What the task asks. An exact copy of all the data is required, with pictures left out.

# start of Data

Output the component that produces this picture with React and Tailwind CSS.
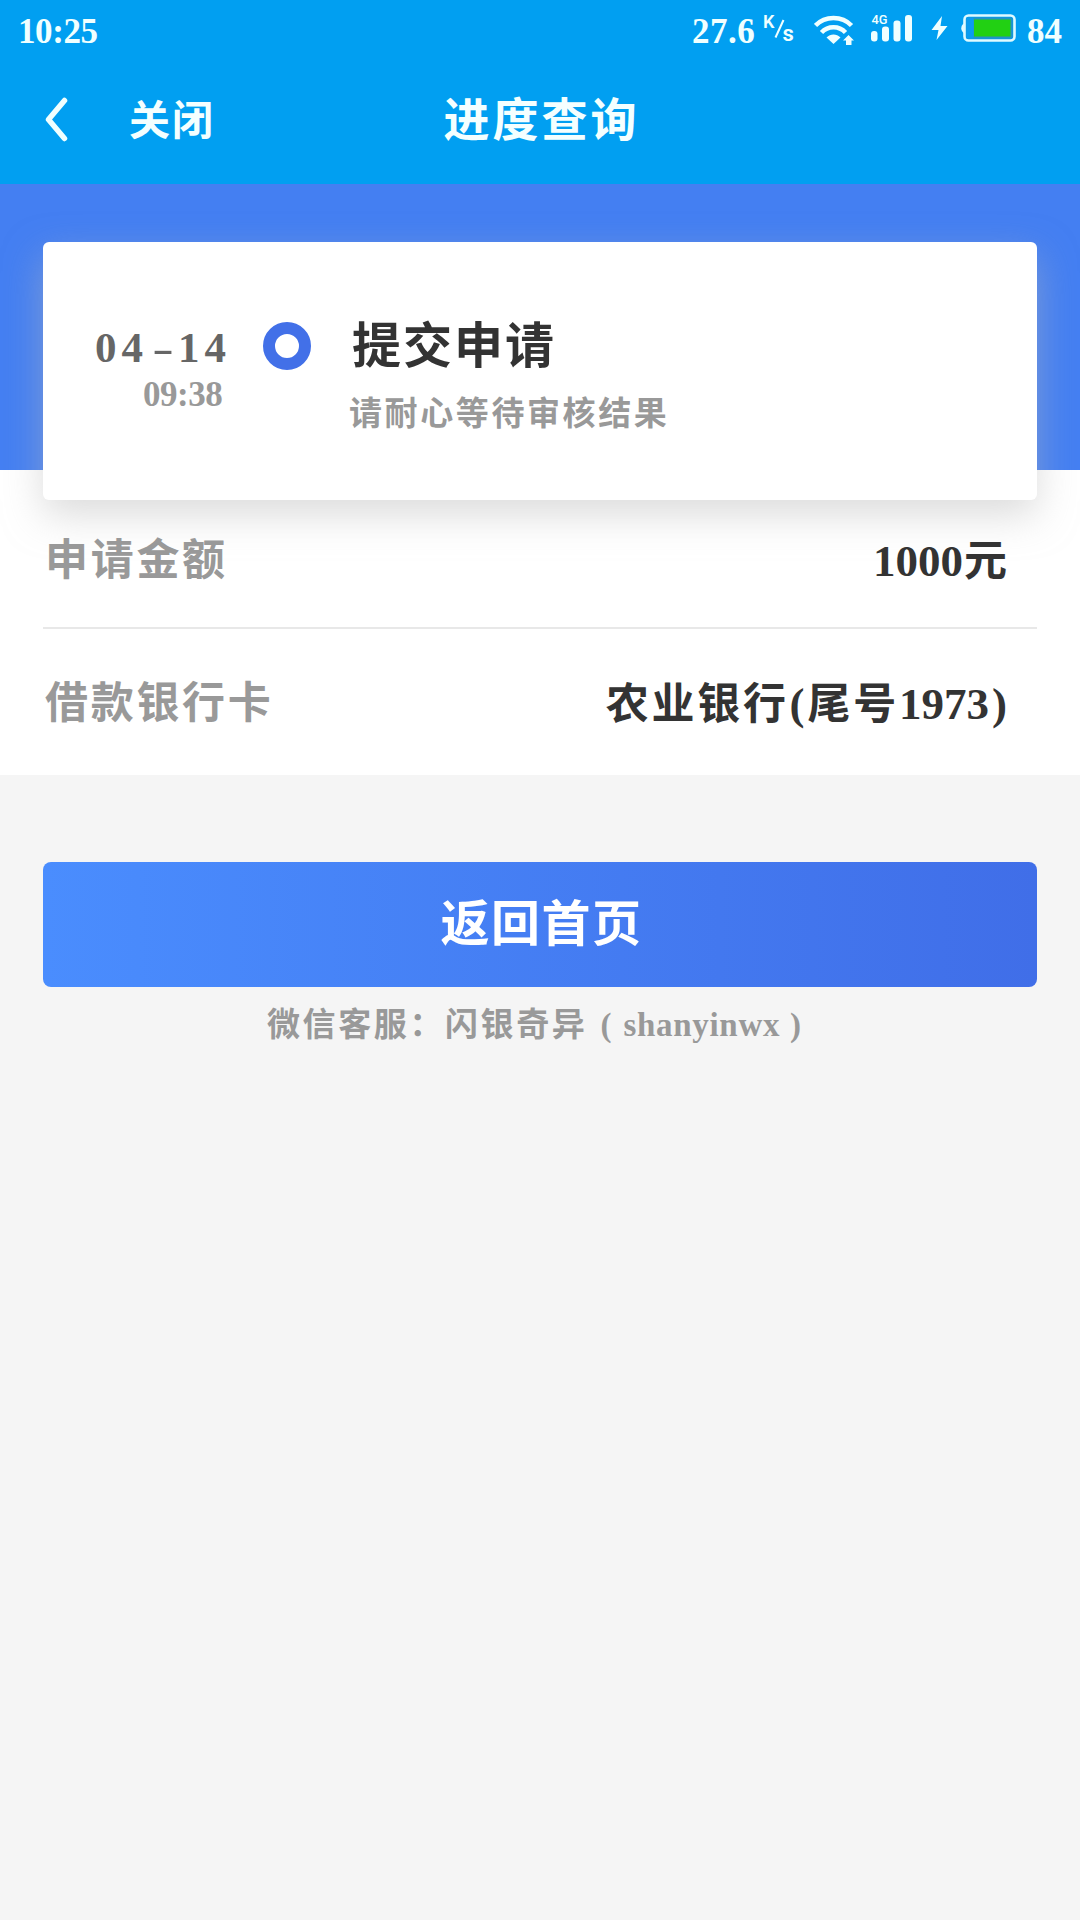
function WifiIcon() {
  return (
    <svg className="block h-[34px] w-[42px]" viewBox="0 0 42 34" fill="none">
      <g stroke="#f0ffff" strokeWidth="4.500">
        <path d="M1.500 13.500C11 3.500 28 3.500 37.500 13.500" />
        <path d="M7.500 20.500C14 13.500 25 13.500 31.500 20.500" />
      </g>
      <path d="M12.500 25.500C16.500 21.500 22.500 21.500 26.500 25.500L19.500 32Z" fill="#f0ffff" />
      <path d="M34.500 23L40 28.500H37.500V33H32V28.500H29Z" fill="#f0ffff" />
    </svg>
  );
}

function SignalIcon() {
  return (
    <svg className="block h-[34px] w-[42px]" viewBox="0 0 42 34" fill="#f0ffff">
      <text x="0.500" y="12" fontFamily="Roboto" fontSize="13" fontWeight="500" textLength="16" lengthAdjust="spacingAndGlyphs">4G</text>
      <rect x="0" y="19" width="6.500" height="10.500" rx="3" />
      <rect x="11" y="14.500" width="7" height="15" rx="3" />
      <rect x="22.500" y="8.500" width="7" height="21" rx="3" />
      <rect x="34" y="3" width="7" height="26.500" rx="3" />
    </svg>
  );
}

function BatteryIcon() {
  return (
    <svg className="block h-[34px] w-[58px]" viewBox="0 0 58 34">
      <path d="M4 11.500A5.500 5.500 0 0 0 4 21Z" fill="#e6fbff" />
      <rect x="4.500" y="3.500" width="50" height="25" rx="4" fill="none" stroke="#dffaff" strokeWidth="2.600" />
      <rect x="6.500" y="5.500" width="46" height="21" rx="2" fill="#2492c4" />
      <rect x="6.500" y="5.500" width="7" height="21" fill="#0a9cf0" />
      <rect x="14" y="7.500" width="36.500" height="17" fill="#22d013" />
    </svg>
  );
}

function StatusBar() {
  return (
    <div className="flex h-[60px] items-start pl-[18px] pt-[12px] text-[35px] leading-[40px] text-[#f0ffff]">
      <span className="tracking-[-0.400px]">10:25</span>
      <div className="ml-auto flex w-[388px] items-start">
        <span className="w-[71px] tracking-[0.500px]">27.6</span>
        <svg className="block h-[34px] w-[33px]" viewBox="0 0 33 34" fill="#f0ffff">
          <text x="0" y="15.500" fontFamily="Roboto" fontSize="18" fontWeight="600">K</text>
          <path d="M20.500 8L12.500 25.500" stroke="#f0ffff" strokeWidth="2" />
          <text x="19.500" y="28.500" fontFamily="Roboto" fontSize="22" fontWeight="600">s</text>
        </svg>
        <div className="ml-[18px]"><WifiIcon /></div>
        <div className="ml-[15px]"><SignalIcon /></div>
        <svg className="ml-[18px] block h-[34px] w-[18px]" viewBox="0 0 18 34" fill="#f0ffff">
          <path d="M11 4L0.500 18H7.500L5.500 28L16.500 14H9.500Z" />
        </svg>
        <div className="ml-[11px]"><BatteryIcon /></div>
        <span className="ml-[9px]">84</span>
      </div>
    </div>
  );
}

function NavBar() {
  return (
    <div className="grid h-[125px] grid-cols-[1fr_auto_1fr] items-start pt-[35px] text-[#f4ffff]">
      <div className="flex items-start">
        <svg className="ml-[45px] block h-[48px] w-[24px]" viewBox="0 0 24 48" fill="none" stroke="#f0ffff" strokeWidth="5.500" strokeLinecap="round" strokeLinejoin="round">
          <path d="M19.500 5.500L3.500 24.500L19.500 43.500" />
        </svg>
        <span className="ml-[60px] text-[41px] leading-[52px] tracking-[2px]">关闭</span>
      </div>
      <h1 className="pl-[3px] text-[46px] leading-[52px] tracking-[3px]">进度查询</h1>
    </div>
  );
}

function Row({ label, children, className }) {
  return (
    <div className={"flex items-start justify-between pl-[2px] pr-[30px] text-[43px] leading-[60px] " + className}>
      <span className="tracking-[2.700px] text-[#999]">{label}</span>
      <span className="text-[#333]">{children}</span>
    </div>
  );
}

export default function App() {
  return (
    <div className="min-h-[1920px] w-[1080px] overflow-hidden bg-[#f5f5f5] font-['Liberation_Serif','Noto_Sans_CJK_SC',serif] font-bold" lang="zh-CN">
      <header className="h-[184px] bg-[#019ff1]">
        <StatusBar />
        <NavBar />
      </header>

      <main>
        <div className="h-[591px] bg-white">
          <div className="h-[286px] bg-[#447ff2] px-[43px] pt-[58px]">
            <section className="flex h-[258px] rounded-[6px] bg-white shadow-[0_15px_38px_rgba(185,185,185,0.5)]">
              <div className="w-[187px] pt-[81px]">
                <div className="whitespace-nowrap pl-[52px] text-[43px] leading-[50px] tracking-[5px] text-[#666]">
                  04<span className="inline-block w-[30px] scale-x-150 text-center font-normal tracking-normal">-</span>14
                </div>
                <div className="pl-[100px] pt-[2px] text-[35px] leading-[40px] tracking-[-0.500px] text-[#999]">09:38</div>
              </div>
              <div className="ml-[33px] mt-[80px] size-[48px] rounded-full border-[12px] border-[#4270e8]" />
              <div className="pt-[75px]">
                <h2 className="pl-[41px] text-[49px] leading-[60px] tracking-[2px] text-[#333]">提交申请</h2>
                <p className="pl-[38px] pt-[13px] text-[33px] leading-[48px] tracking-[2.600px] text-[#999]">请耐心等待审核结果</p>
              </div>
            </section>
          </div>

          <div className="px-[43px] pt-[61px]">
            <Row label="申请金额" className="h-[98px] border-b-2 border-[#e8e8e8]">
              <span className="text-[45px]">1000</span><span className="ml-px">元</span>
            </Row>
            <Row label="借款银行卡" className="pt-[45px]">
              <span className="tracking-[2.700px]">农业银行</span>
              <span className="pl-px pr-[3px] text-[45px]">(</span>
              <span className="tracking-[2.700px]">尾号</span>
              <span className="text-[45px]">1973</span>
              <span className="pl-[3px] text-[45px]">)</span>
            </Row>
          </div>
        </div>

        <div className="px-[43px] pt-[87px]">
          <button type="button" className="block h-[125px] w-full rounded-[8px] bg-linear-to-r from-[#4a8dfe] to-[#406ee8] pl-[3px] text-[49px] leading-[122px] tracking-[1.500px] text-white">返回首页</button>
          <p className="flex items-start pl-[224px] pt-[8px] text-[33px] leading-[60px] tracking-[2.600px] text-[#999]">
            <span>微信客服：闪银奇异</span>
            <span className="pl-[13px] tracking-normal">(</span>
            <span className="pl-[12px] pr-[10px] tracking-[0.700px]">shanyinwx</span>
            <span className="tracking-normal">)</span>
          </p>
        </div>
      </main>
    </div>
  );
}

# end of Data

Final answer.
Output the component that produces this picture with React and Tailwind CSS.
function WifiIcon() {
  return (
    <svg className="block h-[34px] w-[42px]" viewBox="0 0 42 34" fill="none">
      <g stroke="#f0ffff" strokeWidth="4.500">
        <path d="M1.500 13.500C11 3.500 28 3.500 37.500 13.500" />
        <path d="M7.500 20.500C14 13.500 25 13.500 31.500 20.500" />
      </g>
      <path d="M12.500 25.500C16.500 21.500 22.500 21.500 26.500 25.500L19.500 32Z" fill="#f0ffff" />
      <path d="M34.500 23L40 28.500H37.500V33H32V28.500H29Z" fill="#f0ffff" />
    </svg>
  );
}

function SignalIcon() {
  return (
    <svg className="block h-[34px] w-[42px]" viewBox="0 0 42 34" fill="#f0ffff">
      <text x="0.500" y="12" fontFamily="Roboto" fontSize="13" fontWeight="500" textLength="16" lengthAdjust="spacingAndGlyphs">4G</text>
      <rect x="0" y="19" width="6.500" height="10.500" rx="3" />
      <rect x="11" y="14.500" width="7" height="15" rx="3" />
      <rect x="22.500" y="8.500" width="7" height="21" rx="3" />
      <rect x="34" y="3" width="7" height="26.500" rx="3" />
    </svg>
  );
}

function BatteryIcon() {
  return (
    <svg className="block h-[34px] w-[58px]" viewBox="0 0 58 34">
      <path d="M4 11.500A5.500 5.500 0 0 0 4 21Z" fill="#e6fbff" />
      <rect x="4.500" y="3.500" width="50" height="25" rx="4" fill="none" stroke="#dffaff" strokeWidth="2.600" />
      <rect x="6.500" y="5.500" width="46" height="21" rx="2" fill="#2492c4" />
      <rect x="6.500" y="5.500" width="7" height="21" fill="#0a9cf0" />
      <rect x="14" y="7.500" width="36.500" height="17" fill="#22d013" />
    </svg>
  );
}

function StatusBar() {
  return (
    <div className="flex h-[60px] items-start pl-[18px] pt-[12px] text-[35px] leading-[40px] text-[#f0ffff]">
      <span className="tracking-[-0.400px]">10:25</span>
      <div className="ml-auto flex w-[388px] items-start">
        <span className="w-[71px] tracking-[0.500px]">27.6</span>
        <svg className="block h-[34px] w-[33px]" viewBox="0 0 33 34" fill="#f0ffff">
          <text x="0" y="15.500" fontFamily="Roboto" fontSize="18" fontWeight="600">K</text>
          <path d="M20.500 8L12.500 25.500" stroke="#f0ffff" strokeWidth="2" />
          <text x="19.500" y="28.500" fontFamily="Roboto" fontSize="22" fontWeight="600">s</text>
        </svg>
        <div className="ml-[18px]"><WifiIcon /></div>
        <div className="ml-[15px]"><SignalIcon /></div>
        <svg className="ml-[18px] block h-[34px] w-[18px]" viewBox="0 0 18 34" fill="#f0ffff">
          <path d="M11 4L0.500 18H7.500L5.500 28L16.500 14H9.500Z" />
        </svg>
        <div className="ml-[11px]"><BatteryIcon /></div>
        <span className="ml-[9px]">84</span>
      </div>
    </div>
  );
}

function NavBar() {
  return (
    <div className="grid h-[125px] grid-cols-[1fr_auto_1fr] items-start pt-[35px] text-[#f4ffff]">
      <div className="flex items-start">
        <svg className="ml-[45px] block h-[48px] w-[24px]" viewBox="0 0 24 48" fill="none" stroke="#f0ffff" strokeWidth="5.500" strokeLinecap="round" strokeLinejoin="round">
          <path d="M19.500 5.500L3.500 24.500L19.500 43.500" />
        </svg>
        <span className="ml-[60px] text-[41px] leading-[52px] tracking-[2px]">关闭</span>
      </div>
      <h1 className="pl-[3px] text-[46px] leading-[52px] tracking-[3px]">进度查询</h1>
    </div>
  );
}

function Row({ label, children, className }) {
  return (
    <div className={"flex items-start justify-between pl-[2px] pr-[30px] text-[43px] leading-[60px] " + className}>
      <span className="tracking-[2.700px] text-[#999]">{label}</span>
      <span className="text-[#333]">{children}</span>
    </div>
  );
}

export default function App() {
  return (
    <div className="min-h-[1920px] w-[1080px] overflow-hidden bg-[#f5f5f5] font-['Liberation_Serif','Noto_Sans_CJK_SC',serif] font-bold" lang="zh-CN">
      <header className="h-[184px] bg-[#019ff1]">
        <StatusBar />
        <NavBar />
      </header>

      <main>
        <div className="h-[591px] bg-white">
          <div className="h-[286px] bg-[#447ff2] px-[43px] pt-[58px]">
            <section className="flex h-[258px] rounded-[6px] bg-white shadow-[0_15px_38px_rgba(185,185,185,0.5)]">
              <div className="w-[187px] pt-[81px]">
                <div className="whitespace-nowrap pl-[52px] text-[43px] leading-[50px] tracking-[5px] text-[#666]">
                  04<span className="inline-block w-[30px] scale-x-150 text-center font-normal tracking-normal">-</span>14
                </div>
                <div className="pl-[100px] pt-[2px] text-[35px] leading-[40px] tracking-[-0.500px] text-[#999]">09:38</div>
              </div>
              <div className="ml-[33px] mt-[80px] size-[48px] rounded-full border-[12px] border-[#4270e8]" />
              <div className="pt-[75px]">
                <h2 className="pl-[41px] text-[49px] leading-[60px] tracking-[2px] text-[#333]">提交申请</h2>
                <p className="pl-[38px] pt-[13px] text-[33px] leading-[48px] tracking-[2.600px] text-[#999]">请耐心等待审核结果</p>
              </div>
            </section>
          </div>

          <div className="px-[43px] pt-[61px]">
            <Row label="申请金额" className="h-[98px] border-b-2 border-[#e8e8e8]">
              <span className="text-[45px]">1000</span><span className="ml-px">元</span>
            </Row>
            <Row label="借款银行卡" className="pt-[45px]">
              <span className="tracking-[2.700px]">农业银行</span>
              <span className="pl-px pr-[3px] text-[45px]">(</span>
              <span className="tracking-[2.700px]">尾号</span>
              <span className="text-[45px]">1973</span>
              <span className="pl-[3px] text-[45px]">)</span>
            </Row>
          </div>
        </div>

        <div className="px-[43px] pt-[87px]">
          <button type="button" className="block h-[125px] w-full rounded-[8px] bg-linear-to-r from-[#4a8dfe] to-[#406ee8] pl-[3px] text-[49px] leading-[122px] tracking-[1.500px] text-white">返回首页</button>
          <p className="flex items-start pl-[224px] pt-[8px] text-[33px] leading-[60px] tracking-[2.600px] text-[#999]">
            <span>微信客服：闪银奇异</span>
            <span className="pl-[13px] tracking-normal">(</span>
            <span className="pl-[12px] pr-[10px] tracking-[0.700px]">shanyinwx</span>
            <span className="tracking-normal">)</span>
          </p>
        </div>
      </main>
    </div>
  );
}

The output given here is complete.